**TASK TO CARRY OUT:**
Search the material for the string "this", then return every line where it is found.

**EXTRACTED ENTRIES:**
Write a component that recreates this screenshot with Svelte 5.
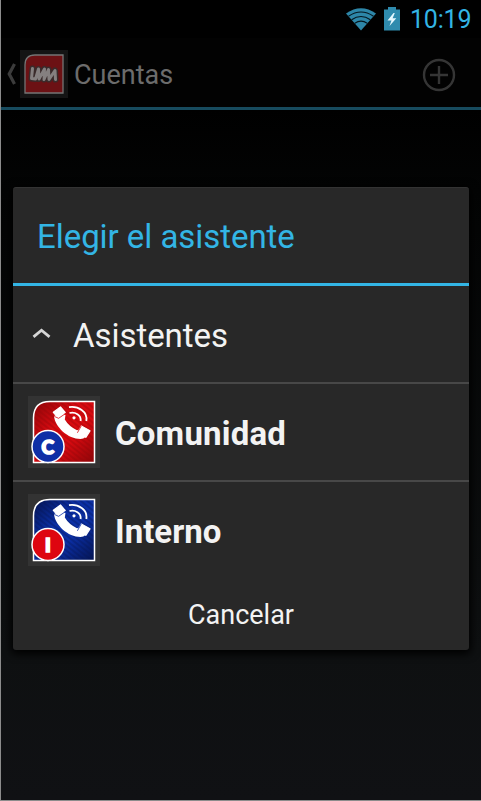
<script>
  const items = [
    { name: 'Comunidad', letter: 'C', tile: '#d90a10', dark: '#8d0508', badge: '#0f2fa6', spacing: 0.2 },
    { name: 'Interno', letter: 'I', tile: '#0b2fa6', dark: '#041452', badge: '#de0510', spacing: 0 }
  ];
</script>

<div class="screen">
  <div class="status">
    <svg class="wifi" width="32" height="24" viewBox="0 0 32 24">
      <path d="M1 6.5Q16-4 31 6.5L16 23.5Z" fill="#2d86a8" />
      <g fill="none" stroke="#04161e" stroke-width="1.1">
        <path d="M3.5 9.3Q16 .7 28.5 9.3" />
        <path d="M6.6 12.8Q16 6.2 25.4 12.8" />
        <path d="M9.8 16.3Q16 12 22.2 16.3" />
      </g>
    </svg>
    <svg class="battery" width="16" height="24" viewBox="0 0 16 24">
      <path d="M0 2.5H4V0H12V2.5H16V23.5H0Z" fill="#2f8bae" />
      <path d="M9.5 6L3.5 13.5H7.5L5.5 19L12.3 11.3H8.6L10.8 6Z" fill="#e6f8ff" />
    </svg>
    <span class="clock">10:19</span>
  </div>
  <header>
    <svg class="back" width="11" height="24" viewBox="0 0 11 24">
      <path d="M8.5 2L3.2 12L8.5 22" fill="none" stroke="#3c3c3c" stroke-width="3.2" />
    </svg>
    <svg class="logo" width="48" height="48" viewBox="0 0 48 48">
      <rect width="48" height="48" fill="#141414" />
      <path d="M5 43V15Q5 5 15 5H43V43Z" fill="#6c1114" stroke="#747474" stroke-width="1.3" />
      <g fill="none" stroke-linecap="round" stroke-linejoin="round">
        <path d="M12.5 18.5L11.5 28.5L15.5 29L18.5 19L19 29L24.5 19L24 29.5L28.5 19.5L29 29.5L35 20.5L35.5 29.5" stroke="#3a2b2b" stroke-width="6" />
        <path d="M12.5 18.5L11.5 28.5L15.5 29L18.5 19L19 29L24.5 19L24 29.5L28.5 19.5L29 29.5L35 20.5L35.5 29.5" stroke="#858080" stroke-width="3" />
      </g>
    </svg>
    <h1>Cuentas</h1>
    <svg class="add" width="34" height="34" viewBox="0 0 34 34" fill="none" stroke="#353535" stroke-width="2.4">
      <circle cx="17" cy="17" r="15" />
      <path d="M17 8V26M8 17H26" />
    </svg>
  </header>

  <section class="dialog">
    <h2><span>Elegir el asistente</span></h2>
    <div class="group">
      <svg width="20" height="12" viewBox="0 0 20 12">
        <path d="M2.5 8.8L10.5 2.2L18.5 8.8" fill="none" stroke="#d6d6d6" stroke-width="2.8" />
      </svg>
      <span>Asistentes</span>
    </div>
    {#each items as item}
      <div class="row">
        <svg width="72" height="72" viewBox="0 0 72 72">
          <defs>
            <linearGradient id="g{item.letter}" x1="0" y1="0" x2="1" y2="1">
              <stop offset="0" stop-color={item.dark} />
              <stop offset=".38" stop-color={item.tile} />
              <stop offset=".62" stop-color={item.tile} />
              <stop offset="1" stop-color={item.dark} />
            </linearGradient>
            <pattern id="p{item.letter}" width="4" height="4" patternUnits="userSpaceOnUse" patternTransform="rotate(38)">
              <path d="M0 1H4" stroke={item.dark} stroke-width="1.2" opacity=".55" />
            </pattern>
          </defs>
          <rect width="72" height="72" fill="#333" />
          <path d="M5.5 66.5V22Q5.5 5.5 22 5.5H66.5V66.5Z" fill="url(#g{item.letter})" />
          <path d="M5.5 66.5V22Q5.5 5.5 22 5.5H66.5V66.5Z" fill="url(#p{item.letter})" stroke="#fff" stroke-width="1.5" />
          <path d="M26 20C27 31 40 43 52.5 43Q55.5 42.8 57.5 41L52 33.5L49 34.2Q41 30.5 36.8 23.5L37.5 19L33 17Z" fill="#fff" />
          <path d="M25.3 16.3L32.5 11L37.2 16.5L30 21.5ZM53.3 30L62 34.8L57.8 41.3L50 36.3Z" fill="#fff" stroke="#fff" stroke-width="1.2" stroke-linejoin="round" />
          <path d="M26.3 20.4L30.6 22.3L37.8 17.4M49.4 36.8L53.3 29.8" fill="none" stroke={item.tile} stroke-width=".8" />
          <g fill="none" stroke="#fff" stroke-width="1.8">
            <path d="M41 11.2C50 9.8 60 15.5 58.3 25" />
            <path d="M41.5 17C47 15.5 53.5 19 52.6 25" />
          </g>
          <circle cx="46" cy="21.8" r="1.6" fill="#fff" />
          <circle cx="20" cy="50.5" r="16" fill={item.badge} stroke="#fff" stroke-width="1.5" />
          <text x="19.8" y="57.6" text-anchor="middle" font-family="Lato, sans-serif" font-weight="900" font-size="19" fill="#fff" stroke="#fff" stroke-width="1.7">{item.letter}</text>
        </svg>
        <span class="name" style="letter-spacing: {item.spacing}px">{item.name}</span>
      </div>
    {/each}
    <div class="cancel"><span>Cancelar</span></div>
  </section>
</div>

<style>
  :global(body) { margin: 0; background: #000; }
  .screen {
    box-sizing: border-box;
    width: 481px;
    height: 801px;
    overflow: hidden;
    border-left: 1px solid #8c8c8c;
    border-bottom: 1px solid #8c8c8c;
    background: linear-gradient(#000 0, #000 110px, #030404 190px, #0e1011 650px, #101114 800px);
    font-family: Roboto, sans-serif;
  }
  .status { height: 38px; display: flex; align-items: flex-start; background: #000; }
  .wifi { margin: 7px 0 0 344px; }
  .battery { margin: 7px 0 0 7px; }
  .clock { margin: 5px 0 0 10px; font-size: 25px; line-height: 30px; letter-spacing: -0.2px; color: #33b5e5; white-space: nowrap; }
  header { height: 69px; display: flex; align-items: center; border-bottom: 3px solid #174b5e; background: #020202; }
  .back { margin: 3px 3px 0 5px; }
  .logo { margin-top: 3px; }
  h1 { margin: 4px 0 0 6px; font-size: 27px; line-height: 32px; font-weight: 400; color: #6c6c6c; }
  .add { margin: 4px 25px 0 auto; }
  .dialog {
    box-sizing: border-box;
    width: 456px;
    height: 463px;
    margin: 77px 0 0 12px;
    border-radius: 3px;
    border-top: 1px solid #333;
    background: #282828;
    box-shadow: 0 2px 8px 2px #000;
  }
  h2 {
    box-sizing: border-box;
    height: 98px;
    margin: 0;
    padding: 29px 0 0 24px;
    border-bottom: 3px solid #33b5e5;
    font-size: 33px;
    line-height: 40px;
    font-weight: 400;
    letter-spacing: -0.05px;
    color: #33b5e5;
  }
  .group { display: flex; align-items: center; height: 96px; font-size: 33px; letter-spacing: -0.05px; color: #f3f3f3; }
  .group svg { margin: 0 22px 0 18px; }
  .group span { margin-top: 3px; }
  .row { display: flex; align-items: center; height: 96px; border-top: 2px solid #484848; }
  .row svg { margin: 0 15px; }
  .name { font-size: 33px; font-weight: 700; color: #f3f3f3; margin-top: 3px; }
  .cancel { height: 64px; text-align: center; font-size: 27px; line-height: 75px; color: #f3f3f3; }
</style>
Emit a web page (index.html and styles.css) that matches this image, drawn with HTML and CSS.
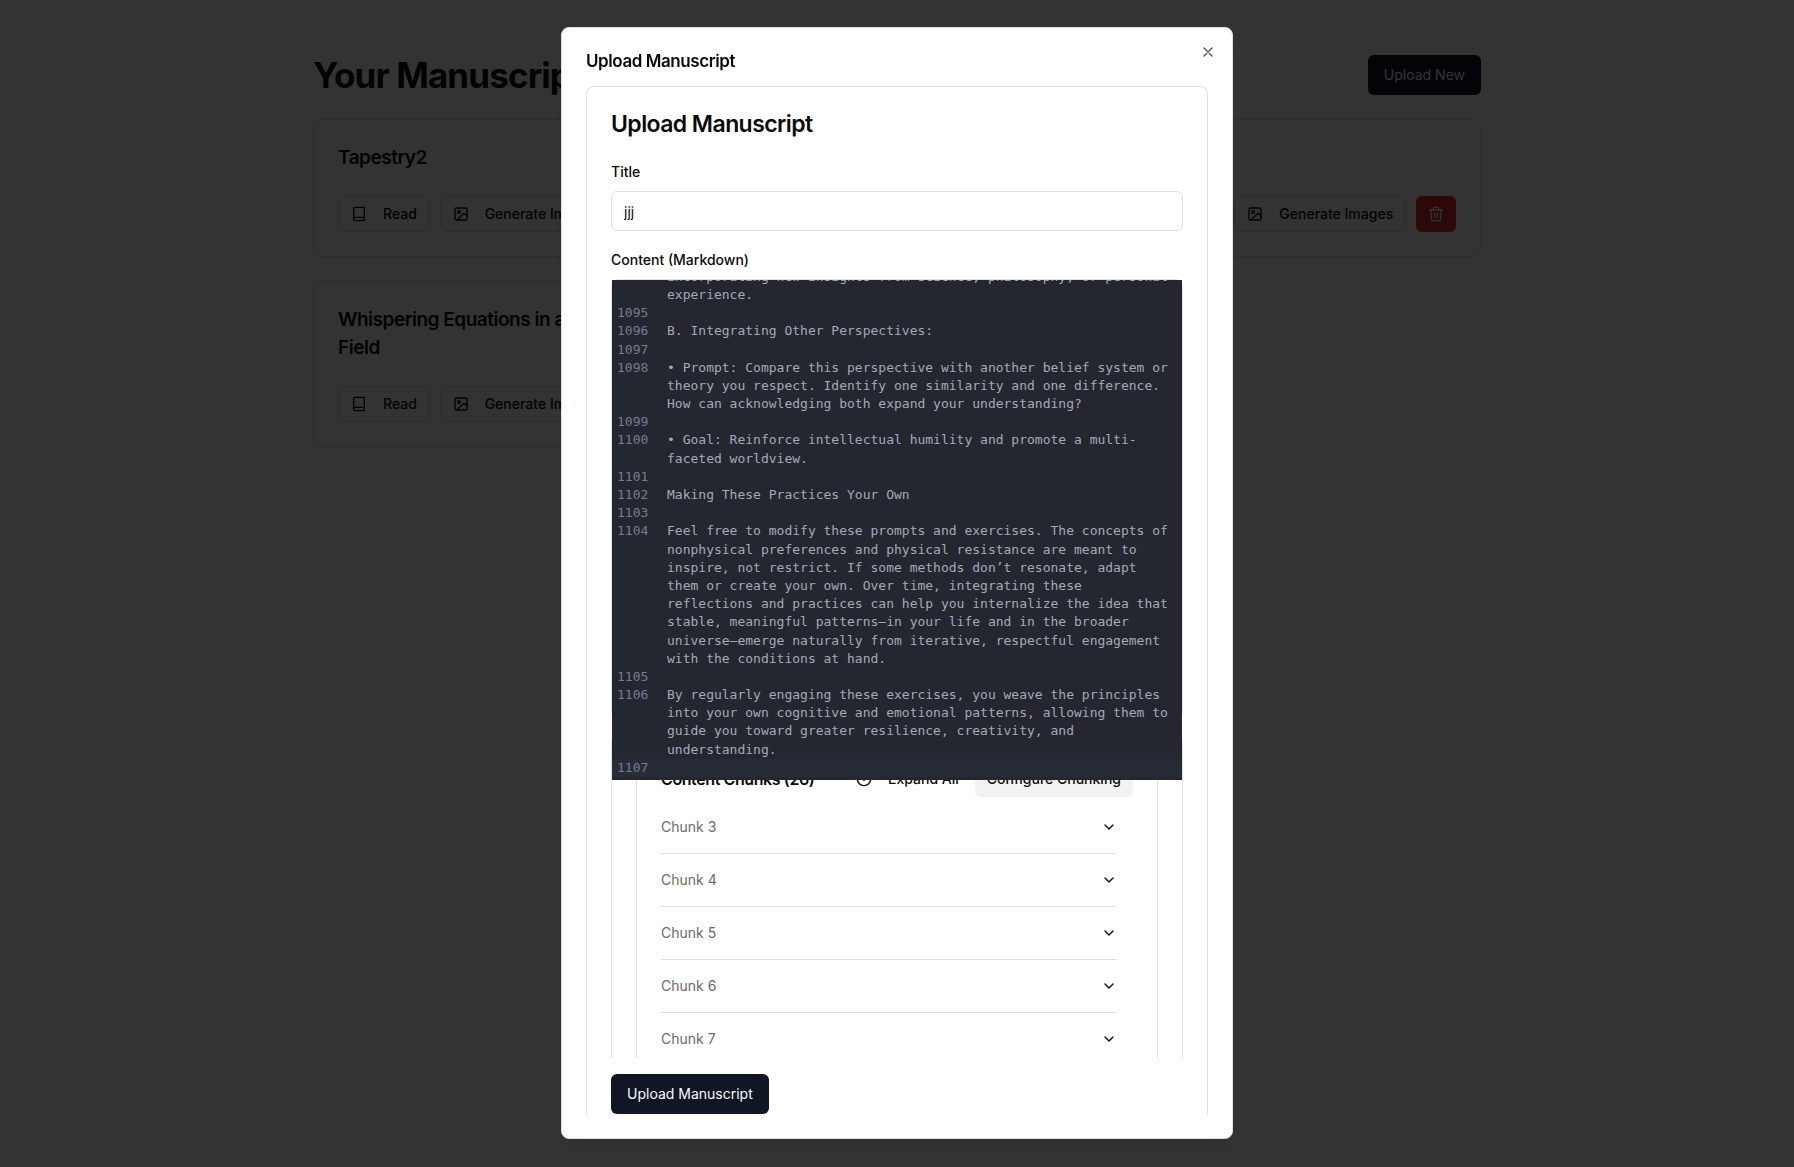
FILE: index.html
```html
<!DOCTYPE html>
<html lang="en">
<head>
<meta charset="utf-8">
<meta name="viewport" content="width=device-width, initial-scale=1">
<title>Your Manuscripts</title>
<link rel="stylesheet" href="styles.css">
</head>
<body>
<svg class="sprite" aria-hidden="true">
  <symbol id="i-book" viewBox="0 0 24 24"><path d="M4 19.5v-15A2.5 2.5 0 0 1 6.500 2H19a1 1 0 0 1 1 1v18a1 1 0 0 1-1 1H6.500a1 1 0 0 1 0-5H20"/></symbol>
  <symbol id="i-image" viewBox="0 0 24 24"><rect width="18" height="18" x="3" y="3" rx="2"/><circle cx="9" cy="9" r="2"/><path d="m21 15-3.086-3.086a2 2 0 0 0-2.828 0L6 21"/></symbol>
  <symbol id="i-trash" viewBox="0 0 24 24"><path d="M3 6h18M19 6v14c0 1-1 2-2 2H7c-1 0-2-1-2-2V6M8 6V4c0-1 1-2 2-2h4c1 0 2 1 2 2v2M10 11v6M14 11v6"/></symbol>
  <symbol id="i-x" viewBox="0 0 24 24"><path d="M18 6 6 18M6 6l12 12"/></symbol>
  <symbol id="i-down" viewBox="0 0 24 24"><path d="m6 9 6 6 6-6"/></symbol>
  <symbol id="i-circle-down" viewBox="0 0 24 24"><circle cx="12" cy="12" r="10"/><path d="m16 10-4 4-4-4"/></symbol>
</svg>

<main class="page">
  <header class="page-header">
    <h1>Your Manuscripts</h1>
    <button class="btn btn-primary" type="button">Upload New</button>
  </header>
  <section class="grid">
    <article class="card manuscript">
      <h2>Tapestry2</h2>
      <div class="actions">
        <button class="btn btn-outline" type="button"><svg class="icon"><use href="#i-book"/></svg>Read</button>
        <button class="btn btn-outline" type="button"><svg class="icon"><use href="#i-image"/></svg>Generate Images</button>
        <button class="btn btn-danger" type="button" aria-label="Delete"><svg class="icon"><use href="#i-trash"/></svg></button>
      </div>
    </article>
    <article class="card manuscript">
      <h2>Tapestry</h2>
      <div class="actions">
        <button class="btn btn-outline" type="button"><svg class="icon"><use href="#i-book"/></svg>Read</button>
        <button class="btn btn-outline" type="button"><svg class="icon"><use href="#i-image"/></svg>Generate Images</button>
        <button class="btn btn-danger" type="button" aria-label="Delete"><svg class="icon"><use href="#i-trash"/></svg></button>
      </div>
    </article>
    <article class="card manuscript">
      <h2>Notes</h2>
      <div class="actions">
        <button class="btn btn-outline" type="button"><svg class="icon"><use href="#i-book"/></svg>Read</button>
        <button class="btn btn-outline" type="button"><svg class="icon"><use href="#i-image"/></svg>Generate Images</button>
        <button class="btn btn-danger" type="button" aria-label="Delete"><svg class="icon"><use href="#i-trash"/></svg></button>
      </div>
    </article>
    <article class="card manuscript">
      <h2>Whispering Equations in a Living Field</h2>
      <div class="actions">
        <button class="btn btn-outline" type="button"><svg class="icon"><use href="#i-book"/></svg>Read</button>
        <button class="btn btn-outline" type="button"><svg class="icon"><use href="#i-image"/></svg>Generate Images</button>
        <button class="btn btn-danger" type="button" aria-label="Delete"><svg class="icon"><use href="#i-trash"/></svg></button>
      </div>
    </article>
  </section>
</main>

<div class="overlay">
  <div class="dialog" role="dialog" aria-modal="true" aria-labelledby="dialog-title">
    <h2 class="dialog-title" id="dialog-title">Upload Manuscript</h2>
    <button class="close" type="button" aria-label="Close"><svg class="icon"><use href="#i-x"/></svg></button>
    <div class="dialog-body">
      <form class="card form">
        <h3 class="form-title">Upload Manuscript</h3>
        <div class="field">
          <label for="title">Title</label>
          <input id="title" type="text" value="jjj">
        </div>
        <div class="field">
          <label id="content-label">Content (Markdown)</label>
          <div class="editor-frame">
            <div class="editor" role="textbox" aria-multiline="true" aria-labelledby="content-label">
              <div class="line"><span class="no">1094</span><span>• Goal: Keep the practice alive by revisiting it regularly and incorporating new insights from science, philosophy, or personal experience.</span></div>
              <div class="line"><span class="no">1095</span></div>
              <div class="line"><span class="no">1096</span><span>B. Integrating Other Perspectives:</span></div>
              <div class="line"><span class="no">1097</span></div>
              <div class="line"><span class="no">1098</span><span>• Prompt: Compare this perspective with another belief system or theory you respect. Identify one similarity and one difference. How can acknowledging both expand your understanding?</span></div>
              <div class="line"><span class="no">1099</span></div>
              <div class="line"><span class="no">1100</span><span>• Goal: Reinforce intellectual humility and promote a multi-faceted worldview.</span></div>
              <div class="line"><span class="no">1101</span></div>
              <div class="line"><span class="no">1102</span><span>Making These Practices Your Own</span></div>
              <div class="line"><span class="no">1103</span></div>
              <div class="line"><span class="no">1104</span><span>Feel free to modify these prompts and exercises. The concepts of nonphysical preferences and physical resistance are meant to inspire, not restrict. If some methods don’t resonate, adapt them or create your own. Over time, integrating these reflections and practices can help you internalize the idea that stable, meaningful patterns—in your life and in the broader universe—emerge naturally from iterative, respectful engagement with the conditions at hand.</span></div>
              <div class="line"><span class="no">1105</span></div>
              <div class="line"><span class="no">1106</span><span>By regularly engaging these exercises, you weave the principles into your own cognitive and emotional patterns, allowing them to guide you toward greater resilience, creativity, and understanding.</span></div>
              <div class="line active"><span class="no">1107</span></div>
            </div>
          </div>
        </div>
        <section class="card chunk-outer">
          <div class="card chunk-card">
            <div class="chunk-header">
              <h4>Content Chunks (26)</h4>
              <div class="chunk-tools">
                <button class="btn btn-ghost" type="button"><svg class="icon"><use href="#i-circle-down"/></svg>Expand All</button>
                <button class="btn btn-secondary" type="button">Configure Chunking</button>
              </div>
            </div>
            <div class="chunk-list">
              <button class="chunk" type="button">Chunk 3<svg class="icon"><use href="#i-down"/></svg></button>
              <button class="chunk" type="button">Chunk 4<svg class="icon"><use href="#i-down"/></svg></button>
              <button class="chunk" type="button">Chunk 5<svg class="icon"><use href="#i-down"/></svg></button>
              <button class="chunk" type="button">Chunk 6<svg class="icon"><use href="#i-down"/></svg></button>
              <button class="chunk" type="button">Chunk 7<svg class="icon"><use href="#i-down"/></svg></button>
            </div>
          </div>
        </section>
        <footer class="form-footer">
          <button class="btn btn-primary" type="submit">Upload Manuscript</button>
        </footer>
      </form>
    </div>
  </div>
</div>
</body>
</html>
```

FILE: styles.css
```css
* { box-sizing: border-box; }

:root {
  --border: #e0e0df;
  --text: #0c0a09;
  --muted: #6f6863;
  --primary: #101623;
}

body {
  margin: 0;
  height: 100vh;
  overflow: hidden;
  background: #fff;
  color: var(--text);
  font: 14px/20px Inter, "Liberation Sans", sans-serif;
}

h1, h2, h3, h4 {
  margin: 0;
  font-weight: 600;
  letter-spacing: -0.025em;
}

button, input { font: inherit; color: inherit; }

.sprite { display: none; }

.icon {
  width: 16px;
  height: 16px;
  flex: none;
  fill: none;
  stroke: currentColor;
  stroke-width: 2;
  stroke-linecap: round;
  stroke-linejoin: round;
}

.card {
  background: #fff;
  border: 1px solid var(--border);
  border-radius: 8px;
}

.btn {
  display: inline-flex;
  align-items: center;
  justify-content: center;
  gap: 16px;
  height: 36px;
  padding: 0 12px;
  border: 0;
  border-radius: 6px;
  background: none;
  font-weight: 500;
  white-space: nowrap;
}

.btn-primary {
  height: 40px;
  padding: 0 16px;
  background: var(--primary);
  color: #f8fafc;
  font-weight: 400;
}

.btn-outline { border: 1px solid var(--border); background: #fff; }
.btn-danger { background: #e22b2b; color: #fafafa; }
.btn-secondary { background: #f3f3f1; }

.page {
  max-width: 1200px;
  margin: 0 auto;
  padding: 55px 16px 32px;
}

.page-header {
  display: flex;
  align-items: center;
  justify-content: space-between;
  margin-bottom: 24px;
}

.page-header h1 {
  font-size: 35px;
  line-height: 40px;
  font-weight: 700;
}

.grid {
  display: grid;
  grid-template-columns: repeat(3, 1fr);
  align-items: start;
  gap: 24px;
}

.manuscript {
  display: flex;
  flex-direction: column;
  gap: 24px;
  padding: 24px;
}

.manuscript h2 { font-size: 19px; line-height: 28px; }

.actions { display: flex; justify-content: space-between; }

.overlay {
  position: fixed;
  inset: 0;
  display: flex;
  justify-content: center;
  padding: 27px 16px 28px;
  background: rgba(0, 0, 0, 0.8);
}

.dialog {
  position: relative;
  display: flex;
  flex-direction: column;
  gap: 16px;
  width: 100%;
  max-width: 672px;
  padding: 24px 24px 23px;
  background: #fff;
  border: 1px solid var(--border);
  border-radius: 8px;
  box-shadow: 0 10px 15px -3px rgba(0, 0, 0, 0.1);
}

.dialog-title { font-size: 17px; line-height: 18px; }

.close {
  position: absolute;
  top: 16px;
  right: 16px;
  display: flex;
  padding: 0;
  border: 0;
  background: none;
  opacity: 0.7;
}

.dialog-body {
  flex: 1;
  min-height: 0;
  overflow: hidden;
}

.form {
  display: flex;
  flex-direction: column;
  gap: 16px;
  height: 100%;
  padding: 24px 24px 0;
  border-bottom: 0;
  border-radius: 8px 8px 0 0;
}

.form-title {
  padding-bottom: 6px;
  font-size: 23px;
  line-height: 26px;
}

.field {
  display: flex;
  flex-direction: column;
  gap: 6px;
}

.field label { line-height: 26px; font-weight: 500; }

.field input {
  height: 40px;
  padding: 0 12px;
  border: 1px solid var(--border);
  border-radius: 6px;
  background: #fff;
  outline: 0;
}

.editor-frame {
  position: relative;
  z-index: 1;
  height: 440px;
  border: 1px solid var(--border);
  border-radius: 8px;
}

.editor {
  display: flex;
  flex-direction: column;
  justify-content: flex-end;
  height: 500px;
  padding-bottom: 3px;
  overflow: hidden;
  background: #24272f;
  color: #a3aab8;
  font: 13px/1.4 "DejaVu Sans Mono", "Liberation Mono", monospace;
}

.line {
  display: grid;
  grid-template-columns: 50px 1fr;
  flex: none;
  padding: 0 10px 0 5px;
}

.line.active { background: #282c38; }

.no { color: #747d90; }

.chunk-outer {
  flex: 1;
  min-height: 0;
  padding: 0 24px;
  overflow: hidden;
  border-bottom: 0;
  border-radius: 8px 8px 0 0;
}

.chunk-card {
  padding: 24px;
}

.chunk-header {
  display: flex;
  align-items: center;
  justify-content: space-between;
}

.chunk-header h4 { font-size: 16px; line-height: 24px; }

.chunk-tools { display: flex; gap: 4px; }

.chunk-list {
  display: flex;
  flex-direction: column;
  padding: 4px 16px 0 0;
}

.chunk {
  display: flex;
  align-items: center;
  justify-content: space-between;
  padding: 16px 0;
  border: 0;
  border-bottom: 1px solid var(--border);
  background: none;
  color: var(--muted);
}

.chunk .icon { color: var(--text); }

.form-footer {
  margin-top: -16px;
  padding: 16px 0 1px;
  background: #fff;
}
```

**REPLY:**
Write a component that recreates this screenshot with Svelte 5.
Emit a web page (index.html and styles.css) that matches this image, drawn with HTML and CSS.
              <div class="line"><span class="no">1098</span><span>• Prompt: Compare this perspective with another belief system or theory you respect. Identify one similarity and one difference. How can acknowledging both expand your understanding?</span></div>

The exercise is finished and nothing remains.